Thursday, August 03, 2006

SURPLUS: Pinhead Business Part Last

How do you know when your office, plant, workplace is deemed defunct, dead, redundant, closing? When you arrive, everything that is not nailed down or painted has a Surplus label stuck on it. They are going to save the furniture, but not the workers. That must say something about business values, but I'm not sure what.

This is the latest and possibly the last episode of pinhead business. Back in early June I described the situation at my workplace. Again, I work part-time for a Major medical school attached to a Major university with a Major athletic department. (Too many Majors may be part of the problem.)

We had a meeting a few weeks ago. Some administrators showed up and tried to tell us what was happening and why. But they had no information to give us. They asked us to understand the grant-awarding cycle. Translation: no funds are available to keep us going. They asked us to understand how research works. Translation: no one had gone out and gotten new business. They praised us for our dedication and professional work.

Some of the thirty of us who were there started making suggestions on how we could get more business. Again, we had to understand the nature of research. Some others started to praise the workplace; what a great place it was, the wonderful co-workers, the wonderful supervision,blah, blah. I was going to retch if I didn't speak up. So I did.

I said I couldn't believe what I was hearing. Here we have a roomful of highly trained, highly motivated people who love their work, sophisticated computer and phone systems and you have NO PLAN to keep this center going. You have explained the grant-awarding cycle and the lack of marketing. We are out of a job. What are you doing about it? No answer. Silence.

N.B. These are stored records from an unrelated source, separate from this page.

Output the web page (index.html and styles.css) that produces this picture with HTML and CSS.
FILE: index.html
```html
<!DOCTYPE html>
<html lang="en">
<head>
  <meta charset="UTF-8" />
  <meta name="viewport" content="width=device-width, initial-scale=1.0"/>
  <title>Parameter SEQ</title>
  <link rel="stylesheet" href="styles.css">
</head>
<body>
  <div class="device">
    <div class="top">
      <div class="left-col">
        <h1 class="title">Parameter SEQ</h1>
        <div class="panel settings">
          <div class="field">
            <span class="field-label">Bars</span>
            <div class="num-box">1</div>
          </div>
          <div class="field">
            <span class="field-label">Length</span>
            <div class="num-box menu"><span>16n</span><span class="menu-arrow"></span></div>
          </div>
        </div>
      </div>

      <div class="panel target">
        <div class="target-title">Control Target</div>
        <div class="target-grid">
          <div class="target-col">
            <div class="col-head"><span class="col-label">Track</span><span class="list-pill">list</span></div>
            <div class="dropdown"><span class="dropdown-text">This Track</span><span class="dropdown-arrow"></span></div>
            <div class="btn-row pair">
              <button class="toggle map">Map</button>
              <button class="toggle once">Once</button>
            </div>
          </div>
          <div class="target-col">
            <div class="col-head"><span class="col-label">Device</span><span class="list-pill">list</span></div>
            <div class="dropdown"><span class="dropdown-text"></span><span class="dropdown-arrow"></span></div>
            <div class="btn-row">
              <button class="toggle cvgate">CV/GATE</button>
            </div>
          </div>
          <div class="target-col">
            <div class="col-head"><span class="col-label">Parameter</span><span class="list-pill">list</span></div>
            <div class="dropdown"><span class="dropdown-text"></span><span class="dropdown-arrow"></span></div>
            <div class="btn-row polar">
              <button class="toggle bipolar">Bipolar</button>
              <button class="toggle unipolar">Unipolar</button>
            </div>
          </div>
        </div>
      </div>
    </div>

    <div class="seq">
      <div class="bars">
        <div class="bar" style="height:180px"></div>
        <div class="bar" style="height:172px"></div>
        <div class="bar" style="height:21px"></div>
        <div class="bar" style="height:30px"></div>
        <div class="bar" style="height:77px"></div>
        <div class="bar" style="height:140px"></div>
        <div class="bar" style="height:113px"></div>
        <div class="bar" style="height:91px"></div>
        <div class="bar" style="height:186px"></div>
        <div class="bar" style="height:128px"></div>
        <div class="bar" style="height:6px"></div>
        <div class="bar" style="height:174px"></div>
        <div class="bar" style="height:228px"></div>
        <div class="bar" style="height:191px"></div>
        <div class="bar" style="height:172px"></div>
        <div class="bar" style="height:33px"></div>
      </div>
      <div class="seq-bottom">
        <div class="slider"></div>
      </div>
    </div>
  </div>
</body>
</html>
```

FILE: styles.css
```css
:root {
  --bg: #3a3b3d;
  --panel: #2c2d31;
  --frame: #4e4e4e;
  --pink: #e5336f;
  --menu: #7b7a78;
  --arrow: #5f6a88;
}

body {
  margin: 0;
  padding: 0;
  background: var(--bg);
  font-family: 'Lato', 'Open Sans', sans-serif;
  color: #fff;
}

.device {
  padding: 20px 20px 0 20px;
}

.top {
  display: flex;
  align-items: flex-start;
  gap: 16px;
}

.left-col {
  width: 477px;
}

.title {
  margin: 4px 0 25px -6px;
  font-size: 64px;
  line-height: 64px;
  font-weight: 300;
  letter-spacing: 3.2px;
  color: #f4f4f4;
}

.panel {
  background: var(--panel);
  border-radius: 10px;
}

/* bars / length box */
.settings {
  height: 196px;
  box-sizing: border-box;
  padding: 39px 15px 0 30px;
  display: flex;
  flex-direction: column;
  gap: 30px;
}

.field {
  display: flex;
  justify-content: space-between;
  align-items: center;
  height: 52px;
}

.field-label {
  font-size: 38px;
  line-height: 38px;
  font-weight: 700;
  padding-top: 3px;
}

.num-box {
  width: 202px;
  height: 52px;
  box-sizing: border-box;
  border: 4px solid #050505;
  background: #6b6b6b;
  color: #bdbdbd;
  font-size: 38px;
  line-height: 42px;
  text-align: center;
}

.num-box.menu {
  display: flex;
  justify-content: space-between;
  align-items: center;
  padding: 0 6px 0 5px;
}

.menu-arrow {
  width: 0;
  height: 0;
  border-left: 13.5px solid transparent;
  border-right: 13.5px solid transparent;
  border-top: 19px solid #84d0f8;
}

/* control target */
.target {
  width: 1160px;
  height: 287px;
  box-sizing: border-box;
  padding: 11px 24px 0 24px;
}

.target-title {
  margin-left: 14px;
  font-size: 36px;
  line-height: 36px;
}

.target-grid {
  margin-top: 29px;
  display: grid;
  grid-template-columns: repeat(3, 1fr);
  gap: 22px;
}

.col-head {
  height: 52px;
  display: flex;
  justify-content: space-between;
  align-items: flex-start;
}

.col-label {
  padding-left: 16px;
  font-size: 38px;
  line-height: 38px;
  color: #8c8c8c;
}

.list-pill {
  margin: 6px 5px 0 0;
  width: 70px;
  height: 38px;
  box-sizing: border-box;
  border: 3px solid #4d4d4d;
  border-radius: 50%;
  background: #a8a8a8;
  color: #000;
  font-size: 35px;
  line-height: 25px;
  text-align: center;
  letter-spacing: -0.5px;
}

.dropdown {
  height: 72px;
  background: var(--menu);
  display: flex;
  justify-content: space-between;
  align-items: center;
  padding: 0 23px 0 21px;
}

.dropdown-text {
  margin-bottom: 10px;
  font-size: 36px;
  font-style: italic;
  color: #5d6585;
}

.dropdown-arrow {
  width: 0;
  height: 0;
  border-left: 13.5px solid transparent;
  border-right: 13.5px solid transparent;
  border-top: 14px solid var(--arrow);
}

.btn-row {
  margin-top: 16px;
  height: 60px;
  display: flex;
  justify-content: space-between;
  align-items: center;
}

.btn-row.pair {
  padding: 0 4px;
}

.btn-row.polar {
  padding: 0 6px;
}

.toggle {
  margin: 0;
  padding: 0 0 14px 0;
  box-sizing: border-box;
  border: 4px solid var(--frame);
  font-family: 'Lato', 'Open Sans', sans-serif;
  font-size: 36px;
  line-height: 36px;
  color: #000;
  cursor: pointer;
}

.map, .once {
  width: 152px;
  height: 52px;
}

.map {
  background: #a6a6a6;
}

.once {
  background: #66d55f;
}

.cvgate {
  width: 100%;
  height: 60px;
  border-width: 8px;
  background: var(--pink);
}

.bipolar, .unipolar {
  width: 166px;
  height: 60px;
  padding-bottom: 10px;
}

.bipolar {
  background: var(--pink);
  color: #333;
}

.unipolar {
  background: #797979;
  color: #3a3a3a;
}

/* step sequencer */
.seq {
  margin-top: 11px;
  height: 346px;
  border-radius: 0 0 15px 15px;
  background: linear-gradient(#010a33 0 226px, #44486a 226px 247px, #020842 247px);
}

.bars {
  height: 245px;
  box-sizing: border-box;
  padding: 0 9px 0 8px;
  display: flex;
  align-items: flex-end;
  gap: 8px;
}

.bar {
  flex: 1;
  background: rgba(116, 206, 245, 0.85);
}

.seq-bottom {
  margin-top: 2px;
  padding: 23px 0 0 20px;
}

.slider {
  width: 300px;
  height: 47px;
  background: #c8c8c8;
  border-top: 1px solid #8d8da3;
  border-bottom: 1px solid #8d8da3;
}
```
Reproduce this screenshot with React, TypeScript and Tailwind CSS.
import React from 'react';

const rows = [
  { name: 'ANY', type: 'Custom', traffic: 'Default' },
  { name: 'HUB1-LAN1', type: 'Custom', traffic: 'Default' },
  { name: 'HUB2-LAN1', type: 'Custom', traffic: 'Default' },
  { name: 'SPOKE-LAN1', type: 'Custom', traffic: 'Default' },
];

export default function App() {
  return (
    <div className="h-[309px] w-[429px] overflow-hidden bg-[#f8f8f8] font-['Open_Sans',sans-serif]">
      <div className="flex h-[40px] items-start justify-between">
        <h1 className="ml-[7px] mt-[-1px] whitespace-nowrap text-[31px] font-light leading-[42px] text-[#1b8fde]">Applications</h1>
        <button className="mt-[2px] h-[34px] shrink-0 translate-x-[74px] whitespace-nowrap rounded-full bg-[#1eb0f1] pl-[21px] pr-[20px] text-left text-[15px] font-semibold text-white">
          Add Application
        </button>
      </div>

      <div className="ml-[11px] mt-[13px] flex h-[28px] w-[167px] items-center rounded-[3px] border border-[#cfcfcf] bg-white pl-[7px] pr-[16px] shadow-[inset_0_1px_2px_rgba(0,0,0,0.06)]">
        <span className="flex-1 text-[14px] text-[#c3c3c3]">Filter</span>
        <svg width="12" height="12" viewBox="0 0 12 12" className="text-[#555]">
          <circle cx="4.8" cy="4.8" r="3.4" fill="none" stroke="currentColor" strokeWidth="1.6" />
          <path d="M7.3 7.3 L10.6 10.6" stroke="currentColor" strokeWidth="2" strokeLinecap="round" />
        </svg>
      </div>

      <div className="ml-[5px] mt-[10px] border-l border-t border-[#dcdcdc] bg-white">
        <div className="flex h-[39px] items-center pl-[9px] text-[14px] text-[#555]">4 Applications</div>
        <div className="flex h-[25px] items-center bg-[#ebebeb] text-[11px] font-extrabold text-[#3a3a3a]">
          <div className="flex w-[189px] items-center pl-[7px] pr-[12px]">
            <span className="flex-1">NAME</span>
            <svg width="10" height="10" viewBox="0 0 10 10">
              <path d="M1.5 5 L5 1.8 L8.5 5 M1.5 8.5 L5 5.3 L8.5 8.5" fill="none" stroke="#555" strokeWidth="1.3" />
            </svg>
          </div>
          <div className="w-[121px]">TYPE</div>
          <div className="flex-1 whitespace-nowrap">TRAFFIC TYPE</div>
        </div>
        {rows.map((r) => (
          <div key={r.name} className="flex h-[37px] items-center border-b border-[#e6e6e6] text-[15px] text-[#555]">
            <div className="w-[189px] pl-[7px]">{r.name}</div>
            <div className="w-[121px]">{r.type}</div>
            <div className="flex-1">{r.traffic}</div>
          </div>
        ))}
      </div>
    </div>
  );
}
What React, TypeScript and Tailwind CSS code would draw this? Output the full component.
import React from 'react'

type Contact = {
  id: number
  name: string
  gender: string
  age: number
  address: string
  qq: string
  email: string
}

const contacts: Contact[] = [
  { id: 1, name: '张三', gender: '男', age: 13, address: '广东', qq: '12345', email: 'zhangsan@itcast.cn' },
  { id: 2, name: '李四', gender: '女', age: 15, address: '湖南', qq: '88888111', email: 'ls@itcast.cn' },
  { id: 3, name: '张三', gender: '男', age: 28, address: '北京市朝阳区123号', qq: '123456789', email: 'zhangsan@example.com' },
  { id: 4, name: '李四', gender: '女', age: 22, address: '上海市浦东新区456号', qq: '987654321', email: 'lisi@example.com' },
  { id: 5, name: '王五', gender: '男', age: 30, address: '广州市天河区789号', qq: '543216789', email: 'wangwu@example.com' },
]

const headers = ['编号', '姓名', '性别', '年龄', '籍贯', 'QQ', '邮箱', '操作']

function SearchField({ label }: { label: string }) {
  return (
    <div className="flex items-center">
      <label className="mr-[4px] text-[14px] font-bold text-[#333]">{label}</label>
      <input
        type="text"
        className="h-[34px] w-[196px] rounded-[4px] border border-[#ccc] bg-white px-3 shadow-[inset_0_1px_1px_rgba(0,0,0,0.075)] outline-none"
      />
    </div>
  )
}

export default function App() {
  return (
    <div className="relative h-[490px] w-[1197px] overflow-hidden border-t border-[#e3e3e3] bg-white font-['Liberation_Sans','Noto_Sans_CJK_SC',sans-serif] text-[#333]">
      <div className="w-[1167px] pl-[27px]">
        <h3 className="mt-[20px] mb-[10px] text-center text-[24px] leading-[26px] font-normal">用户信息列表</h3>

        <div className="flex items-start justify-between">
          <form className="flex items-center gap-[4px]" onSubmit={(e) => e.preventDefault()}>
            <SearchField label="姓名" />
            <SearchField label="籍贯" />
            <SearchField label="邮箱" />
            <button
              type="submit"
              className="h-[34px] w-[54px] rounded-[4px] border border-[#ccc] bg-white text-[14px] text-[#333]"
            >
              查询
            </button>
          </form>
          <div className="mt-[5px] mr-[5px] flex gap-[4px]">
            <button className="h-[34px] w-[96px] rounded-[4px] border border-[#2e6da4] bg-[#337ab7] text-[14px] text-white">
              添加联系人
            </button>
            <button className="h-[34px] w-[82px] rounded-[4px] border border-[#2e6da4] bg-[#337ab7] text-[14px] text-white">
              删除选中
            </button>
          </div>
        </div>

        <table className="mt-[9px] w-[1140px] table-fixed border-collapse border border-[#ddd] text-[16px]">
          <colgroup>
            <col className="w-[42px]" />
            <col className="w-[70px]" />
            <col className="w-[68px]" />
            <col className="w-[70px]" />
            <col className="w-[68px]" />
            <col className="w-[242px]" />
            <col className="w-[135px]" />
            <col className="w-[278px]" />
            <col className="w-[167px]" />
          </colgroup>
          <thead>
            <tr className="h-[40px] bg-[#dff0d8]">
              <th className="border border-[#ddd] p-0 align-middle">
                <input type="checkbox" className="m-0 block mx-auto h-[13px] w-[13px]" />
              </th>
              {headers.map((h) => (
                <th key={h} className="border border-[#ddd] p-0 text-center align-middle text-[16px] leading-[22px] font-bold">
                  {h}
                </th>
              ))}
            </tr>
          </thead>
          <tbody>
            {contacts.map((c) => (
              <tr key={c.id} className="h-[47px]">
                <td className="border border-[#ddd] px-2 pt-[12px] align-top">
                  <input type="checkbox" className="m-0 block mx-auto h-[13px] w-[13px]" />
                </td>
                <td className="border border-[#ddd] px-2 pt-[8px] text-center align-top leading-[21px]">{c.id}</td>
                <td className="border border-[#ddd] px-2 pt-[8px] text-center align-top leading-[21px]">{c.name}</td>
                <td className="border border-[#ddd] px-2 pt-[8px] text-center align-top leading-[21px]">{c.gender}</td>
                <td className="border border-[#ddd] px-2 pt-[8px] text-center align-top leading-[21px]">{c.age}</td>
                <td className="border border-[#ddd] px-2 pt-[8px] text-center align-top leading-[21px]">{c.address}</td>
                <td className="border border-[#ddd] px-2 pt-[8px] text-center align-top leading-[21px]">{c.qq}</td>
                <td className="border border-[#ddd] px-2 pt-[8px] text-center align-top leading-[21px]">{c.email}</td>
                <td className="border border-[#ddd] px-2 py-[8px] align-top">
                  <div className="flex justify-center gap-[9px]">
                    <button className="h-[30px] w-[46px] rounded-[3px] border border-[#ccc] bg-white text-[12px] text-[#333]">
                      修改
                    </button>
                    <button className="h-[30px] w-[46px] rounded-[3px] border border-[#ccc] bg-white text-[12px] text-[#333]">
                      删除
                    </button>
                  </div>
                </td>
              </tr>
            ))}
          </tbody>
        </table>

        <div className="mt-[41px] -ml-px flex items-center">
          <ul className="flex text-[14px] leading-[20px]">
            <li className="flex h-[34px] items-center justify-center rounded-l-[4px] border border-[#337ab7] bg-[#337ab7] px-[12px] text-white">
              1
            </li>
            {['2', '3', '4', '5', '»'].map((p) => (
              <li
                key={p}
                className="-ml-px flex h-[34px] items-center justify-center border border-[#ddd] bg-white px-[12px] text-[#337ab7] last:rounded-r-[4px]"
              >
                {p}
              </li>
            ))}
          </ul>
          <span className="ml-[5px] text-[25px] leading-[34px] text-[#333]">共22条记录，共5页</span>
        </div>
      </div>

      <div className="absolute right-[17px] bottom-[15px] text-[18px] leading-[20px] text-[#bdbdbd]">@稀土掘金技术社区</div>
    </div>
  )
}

Then I heard "I understand your disappointment." I sat quietly. I did not explode, I did not walk out.

Weeks pass. We hear that the administrators have saved the center, and we will have jobs next Jan at the latest. We keep getting extended to finish our current research project. Well and good.

Next comes the revelation that we have been deceived by management. What a shock! I cannot go into details, but suffice it to say that we have been telling our participants a big lie. Everything about this research process is totally confidential we say. We have selected you at random. Not so. By clicking one part of the screen, I have your address complete with zip code. The only random part of the big lie is the order in which the respondents are selected.

Others have said that I have over-reacted. Perhaps I have, but who likes having managers tell them the big lie?

And now we have the SURPLUS labels stuck all over everything. I put one on my forehead. I put them on co-workers. One senior staff member told me: "I guess we just have too many academics in charge." Amen.

It's a sad ending to, if not a noble experiment, at least a good idea. We will establish a survey research center at a Major medical school attached to a Major university with a Major athletic program. It turned out to be "I know, let's put on a show and raise money to save...whatever." Mickey Rooney and Judy Garland could not save this show.

And, damnit all, I enjoyed the work.